For instance, suppose that yes there is a maintainer for an S0 module, but 
tests keep breaking or they are relatively unresponsive, dragging down any of 
the core maintenance tasks above? What is the bar after which it's reasonable 
for a core maintainer to propose deprecation? Proposing deprecation is a lot 
more unwelcoming than requesting clarifications to new code or saying "no for 
now," and is a lot more challenging because it might involve finding a new home 
for code that is already being used by some members of the TVM community, but 
for which we are finding it hard to keep maintained.

I am not trying to be unwelcoming to new code here.
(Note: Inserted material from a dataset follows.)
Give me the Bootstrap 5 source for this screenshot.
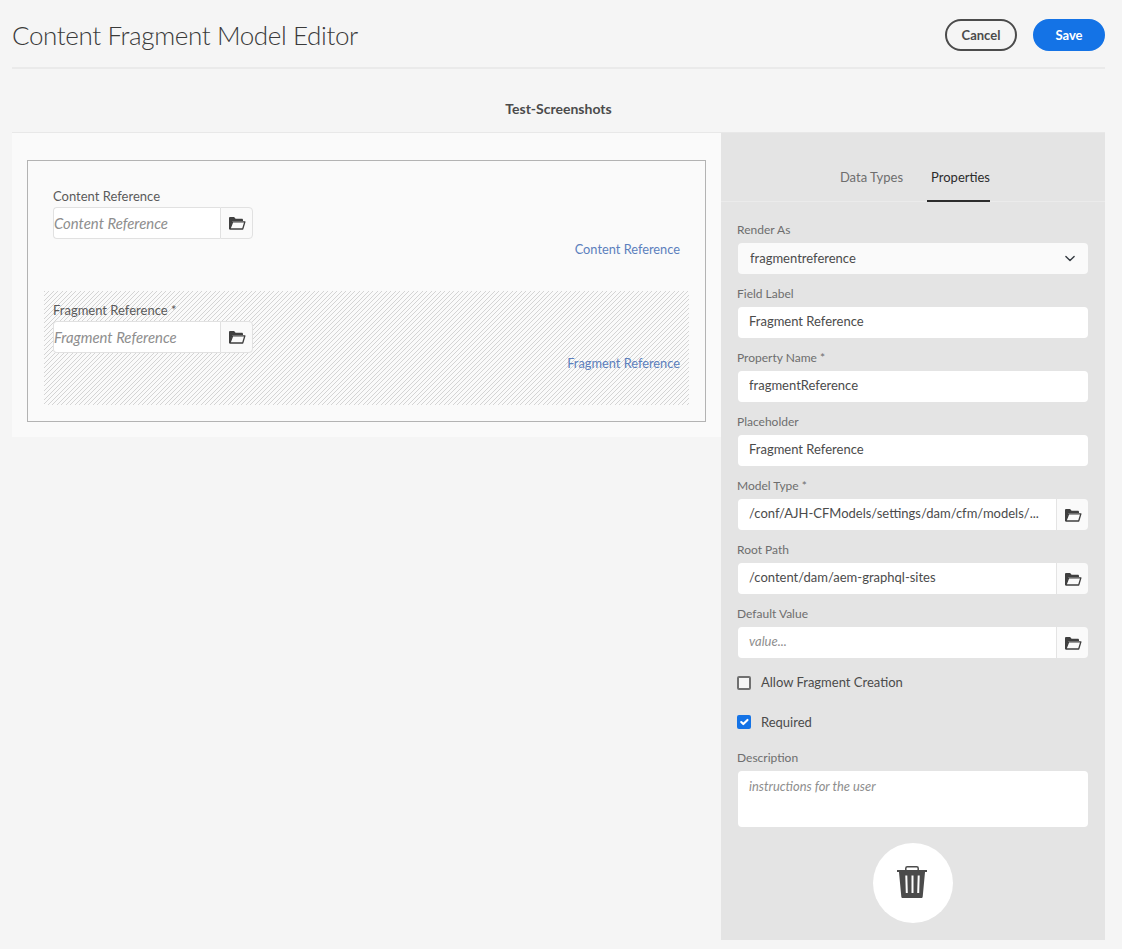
<!DOCTYPE html>
<html lang="en">
<head>
    <meta charset="UTF-8">
    <meta name="viewport" content="width=device-width, initial-scale=1.0">
    <title>Content Fragment Model Editor</title>
    <link href="https://cdn.jsdelivr.net/npm/bootstrap@5.3.0/dist/css/bootstrap.min.css" rel="stylesheet">
    <style>
        body { background: #f5f5f5; color: #4b4b4b; font-family: "Lato", "Noto Sans", sans-serif; font-size: 14px; height: 949px; overflow: hidden; }
        .page-wrap { padding: 0 17px 0 12px; }
        .editor-head { height: 69px; padding-top: 3px; border-bottom: 2px solid #eaeaea; }
        .editor-title { font-size: 26px; font-weight: 300; color: #3a3a3a; margin: 0; line-height: 36px; letter-spacing: -.38px; }
        .pill-btn { width: 72px; height: 32px; padding: 0; border-radius: 16px; font-size: 13px; font-weight: 700; line-height: 28px; }
        .pill-cancel { border: 2px solid #4b4b4b; color: #4b4b4b; background: transparent; }
        .pill-save, .pill-save:hover { border: 2px solid #1473e6; background: #1473e6; color: #fff; }
        .model-name { height: 63px; font-weight: 700; line-height: 80px; text-align: center; font-size: 14px; color: #4b4b4b; }
        .editor-body { border-top: 1px solid #e8e8e8; }
        .canvas-side { width: 709px; flex: none; }
        .canvas-sheet { background: #fafafa; height: 304px; padding: 27px 15px 15px; }
        .canvas-box { height: 262px; border: 1px solid #b3b3b3; padding: 16px 16px 0 16px; }
        .frag-row { height: 114px; padding: 11px 9px 0; }
        .frag-sel { background: repeating-linear-gradient(135deg, #d4d4d4 0, #d4d4d4 .9px, transparent .9px, transparent 3.182px); }
        .frag-label { font-size: 13px; line-height: 16px; margin-bottom: 3px; color: #5a5a5a; }
        .frag-field { width: 200px; height: 32px; }
        .frag-input { flex: 1; min-width: 0; background: #fff; border: 1px solid #e1e1e1; border-right: 0; border-radius: 4px 0 0 4px; font-style: italic; font-size: 14.9px; color: #8e8e8e; padding-left: 0; line-height: 30px; }
        .folder-btn { width: 33px; background: #fafafa; border: 1px solid #e1e1e1; border-radius: 0 4px 4px 0; padding: 0; margin-left: 0; display: flex; align-items: center; justify-content: center; }
        .frag-link { color: #5c7fbd; font-size: 12.8px; text-align: right; line-height: 16px; margin-top: 2px; padding-right: 0; }
        .side-panel { width: 384px; flex: none; background: #e4e4e4; height: 807px; }
        .side-tabs { height: 69px; border-bottom: 1px solid #ebebeb; padding-right: 115px; justify-content: flex-end; gap: 24px; margin-bottom: 0; }
        .side-tab { line-height: 16px; padding-top: 36px; height: 69px; color: #6e6e6e; font-size: 13px; }
        .side-tab-on { color: #2c2c2c; border-bottom: 2px solid #2c2c2c; padding-left: 4px; }
        .side-form { padding: 20px 16px 0 16px; }
        .side-label { font-size: 12px; line-height: 16px; margin: 0 0 5px 0; color: #6e6e6e; display: block; }
        .side-group { margin-bottom: 12px; }
        .side-box { margin: 0 1px; }
        .side-group .form-control, .side-group .form-select { height: 31px; min-height: 31px; border: 0; border-radius: 4px; font-size: 13px; color: #4b4b4b; padding: 0 11px 3px; background-color: #fff; box-shadow: none; }
        .side-group .form-select { background-color: #fafafa; background-position: right 11px center; background-size: 14px 11px; padding: 0 12px; }
        .side-group .form-control::placeholder, .side-area::placeholder { color: #8e8e8e; font-style: italic; opacity: 1; }
        .side-group .folder-btn { width: 32px; height: 31px; border: 0; border-left: 1px solid #e4e4e4; border-radius: 0 4px 4px 0; }
        .side-check { margin: 0; padding: 0; display: flex; align-items: center; min-height: 16px; gap: 10px; }
        .side-check .form-check-input { margin: 0; float: none; width: 14px; height: 14px; border: 2px solid #707070; border-radius: 2px; background-color: #f5f5f5; flex: none; }
        .side-check .form-check-input:checked { background-color: #1473e6; border: 0; }
        .side-check .form-check-label { font-size: 13px; color: #4b4b4b; }
        .side-first { margin-top: 15px; }
        .side-second { margin-top: 20px; }
        .side-desc { margin-top: 18px; margin-bottom: 0; }
        .side-group .side-area { height: 56px; padding: 6px 11px; resize: none; font-size: 12.9px; }
        .trash-btn { width: 80px; height: 80px; border-radius: 50%; background: #fff; border: 0; padding: 0 2px 2px 0; margin: 16px auto 0; display: flex; align-items: center; justify-content: center; }
    </style>
</head>
<body>
    <svg width="0" height="0" class="d-block">
        <symbol id="folder" viewBox="0 0 18 14">
            <path d="M1 13V2.200C1 1.500 1.500 1 2.200 1h3.900l1.500 1.700h6.200c.7 0 1.200.5 1.200 1.200V5H4.600L2.200 13z" fill="#3f3f3f"/>
            <path d="M4.700 5.800h12.200L14.700 13H1.900z" fill="none" stroke="#3f3f3f" stroke-width="1.300" stroke-linejoin="round"/>
        </symbol>
    </svg>
    <div class="page-wrap">
        <div class="editor-head d-flex align-items-center justify-content-between">
            <h1 class="editor-title">Content Fragment Model Editor</h1>
            <div class="d-flex gap-3">
                <button class="btn pill-btn pill-cancel">Cancel</button>
                <button class="btn pill-btn pill-save">Save</button>
            </div>
        </div>
        <div class="model-name">Test-Screenshots</div>
        <div class="editor-body d-flex">
            <div class="canvas-side">
                <div class="canvas-sheet">
                    <div class="canvas-box">
                        <div class="frag-row">
                            <div class="frag-label">Content Reference</div>
                            <div class="frag-field d-flex">
                                <div class="frag-input">Content Reference</div>
                                <button class="folder-btn"><svg width="18" height="14"><use href="#folder"/></svg></button>
                            </div>
                            <div class="frag-link">Content Reference</div>
                        </div>
                        <div class="frag-row frag-sel">
                            <div class="frag-label">Fragment Reference *</div>
                            <div class="frag-field d-flex">
                                <div class="frag-input">Fragment Reference</div>
                                <button class="folder-btn"><svg width="18" height="14"><use href="#folder"/></svg></button>
                            </div>
                            <div class="frag-link">Fragment Reference</div>
                        </div>
                    </div>
                </div>
            </div>
            <div class="side-panel">
                <div class="side-tabs d-flex">
                    <div class="side-tab">Data Types</div>
                    <div class="side-tab side-tab-on">Properties</div>
                </div>
                <div class="side-form">
                    <div class="side-group">
                        <label class="side-label">Render As</label>
                        <div class="side-box"><select class="form-select"><option>fragmentreference</option></select></div>
                    </div>
                    <div class="side-group">
                        <label class="side-label">Field Label</label>
                        <div class="side-box"><input class="form-control" value="Fragment Reference"></div>
                    </div>
                    <div class="side-group">
                        <label class="side-label">Property Name *</label>
                        <div class="side-box"><input class="form-control" value="fragmentReference"></div>
                    </div>
                    <div class="side-group">
                        <label class="side-label">Placeholder</label>
                        <div class="side-box"><input class="form-control" value="Fragment Reference"></div>
                    </div>
                    <div class="side-group">
                        <label class="side-label">Model Type *</label>
                        <div class="side-box d-flex">
                            <input class="form-control rounded-end-0" value="/conf/AJH-CFModels/settings/dam/cfm/models/...">
                            <button class="folder-btn flex-shrink-0"><svg width="18" height="14"><use href="#folder"/></svg></button>
                        </div>
                    </div>
                    <div class="side-group">
                        <label class="side-label">Root Path</label>
                        <div class="side-box d-flex">
                            <input class="form-control rounded-end-0" value="/content/dam/aem-graphql-sites">
                            <button class="folder-btn flex-shrink-0"><svg width="18" height="14"><use href="#folder"/></svg></button>
                        </div>
                    </div>
                    <div class="side-group">
                        <label class="side-label">Default Value</label>
                        <div class="side-box d-flex">
                            <input class="form-control rounded-end-0" placeholder="value...">
                            <button class="folder-btn flex-shrink-0"><svg width="18" height="14"><use href="#folder"/></svg></button>
                        </div>
                    </div>
                    <div class="form-check side-check side-first">
                        <input class="form-check-input" type="checkbox" id="allowCreate">
                        <label class="form-check-label" for="allowCreate">Allow Fragment Creation</label>
                    </div>
                    <div class="form-check side-check side-second">
                        <input class="form-check-input" type="checkbox" id="required" checked>
                        <label class="form-check-label" for="required">Required</label>
                    </div>
                    <div class="side-group side-desc">
                        <label class="side-label">Description</label>
                        <div class="side-box"><textarea class="form-control side-area" placeholder="instructions for the user"></textarea></div>
                    </div>
                    <button class="trash-btn">
                        <svg width="30" height="32" viewBox="0 0 30 32">
                            <path d="M8.800 4.500V2.200C8.800 1.300 9.500.8 10.300.8h9.400c.8 0 1.500.5 1.500 1.400v2.300" fill="none" stroke="#4b4b4b" stroke-width="1.500"/>
                            <path d="M0 4h30v2H0z" fill="#4b4b4b"/>
                            <path d="M2 6h26l-2.300 24.800c-.1.8-.7 1.200-1.400 1.200H5.700c-.7 0-1.300-.4-1.400-1.200z" fill="#4b4b4b"/>
                            <path d="M9.300 9.500l.5 17.500M15.500 9.500v17.500M21.700 9.500l-.5 17.500" stroke="#fff" stroke-width="2" fill="none"/>
                        </svg>
                    </button>
                </div>
            </div>
        </div>
    </div>
    <script src="https://cdn.jsdelivr.net/npm/bootstrap@5.3.0/dist/js/bootstrap.bundle.min.js"></script>
</body>
</html>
But these considerations 
can often be caught at the RFC level, when questions about test strategy, 
modularization, and documentation can be discussed at a level that might be 
accessible to a broader section of the community. Developing the same level of 
understanding through reading PRs both takes considerably more time and energy 
than reading RFCs, and may come at a time when a module is half-landed. For 
this reason, it is not clear to me why we should relax the voting consensus 
requirements on S0 proposals only to land in a half-baked state that may 
deadlock on a committer.

I would summarize my concern here in two areas:
1. There isn't a clear boundary in TVM between what is "S1" and what is "S0" 
right now. It may not be clear to core maintainers where their responsibilities 
end and the S0 maintainers' responsibilities begin. Modularizing TVM could help 
here, but we haven't done that yet.
2. Already today, "supported by TVM" is quite ambiguous--which flow, on which 
hardware, with which model? S1 modules here are simply those that are "not S0." 
How should a user know what these are? Allowing S0 modules is good, but there 
is currently no distinction in how they're represented to users.

I'm concerned that this proposal could use more detail given that we are a 
monorepo with the problems I mentioned above. I don't know these concerns 
necessarily need to get addressed in this specific proposal (e.g. more clearly 
delineating the S1 modules), but I also don't feel that this proposal has 
adequate detail right now given the state of the project.